Ok, that’s not the best anagram for Opal Mehta, but it’s the best I could do on short notice. I’ve watched the story unfold over the past weeks, starting with the original Harvard Crimson article, and then all the collective handwringing and schadenfreude. On the one hand, I think she’s a dumb kid who was caught and should pay for it, but not for the rest of her life. On the other, she’s 18, and officially an adult, so I guess she should have expected this. But maybe we should spread the blame around to her money-grubbing producers and the “packaging company” that shares the copyright.

I have to admit that I’m baffled by this essay from Sandip Roy. He, tongue in cheek, thanks Viswanathan for proving “that finally we can fail, that we can screw up spectacularly and live to tell the tale.” He then goes into a lengthy standard complaint about upper middle class Indians in the US, the model minority thing, and overachieving and pushy parents. It’s about the system from within the system, and says nothing about class disparity within the South Asian community in the US, the differences between recent versus established immigrants, the Hindu/Muslim gap, or any of that.

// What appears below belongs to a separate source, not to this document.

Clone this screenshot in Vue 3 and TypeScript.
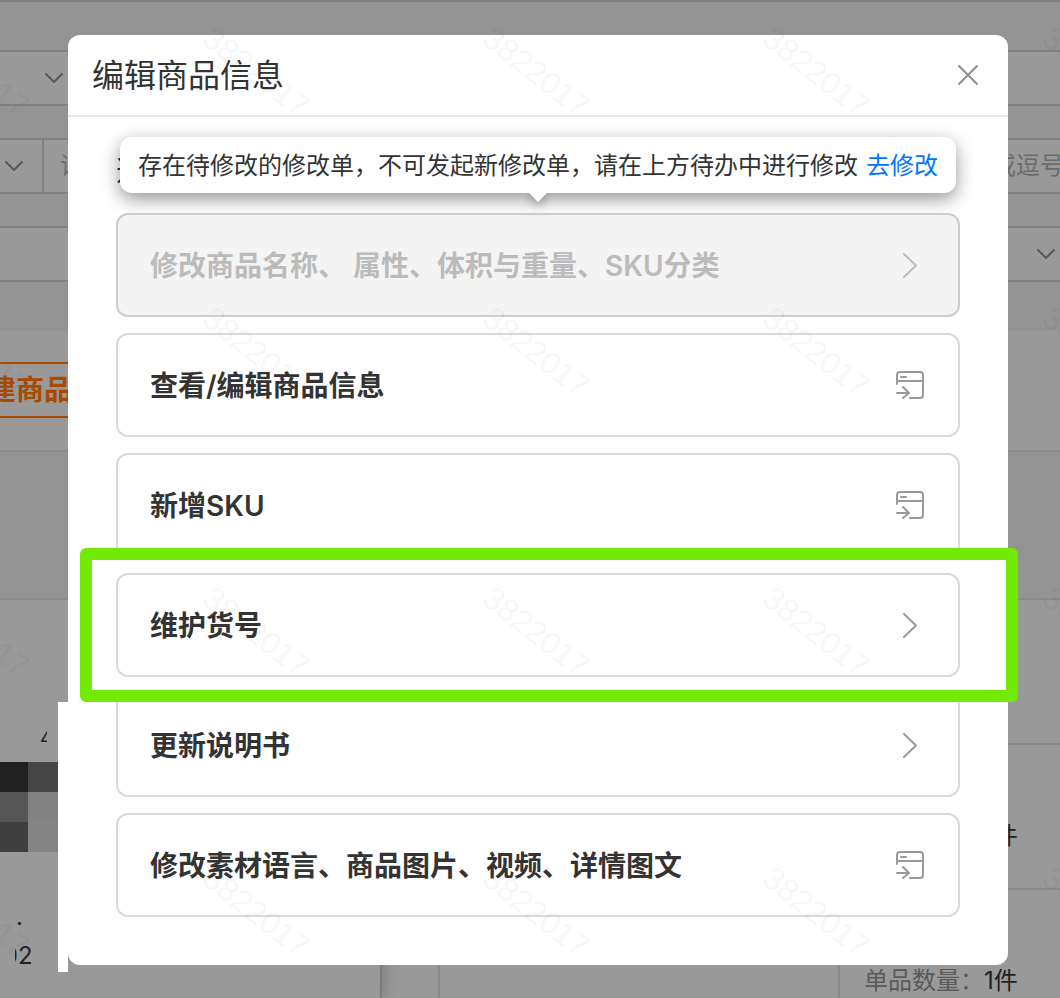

In pointing out how Kaavya-gate (as some are calling it) helps disprove the model minority myth by proving that South Asians aren’t all superhuman superachievers, Roy can be seen to reify that stereotype. Implicit in his “not superhuman” claim we can find “but still high-achievers.” That’s too much, I think. His point is that these pushy parents need to find some perspective. But does the Opal Mehta debacle really point that out? I don’t think so — this lacks the kind of Aristotelian tragic ending that would really send the message home. Roy wants to indict the parents with the child. But to do that we would need some anagnoresis (the tragic hero’s recognition of their own flaw) that comes from them. Instead we have some crap about photographic memories and unintentional internalization. No amount of media spectacle will affect the hordes of pushy parents unless the pushiness itself can be unambiguously blamed.

So Roy’s essay seems off-mark to me. But maybe if I have mo phat ale I’ll start to think differently.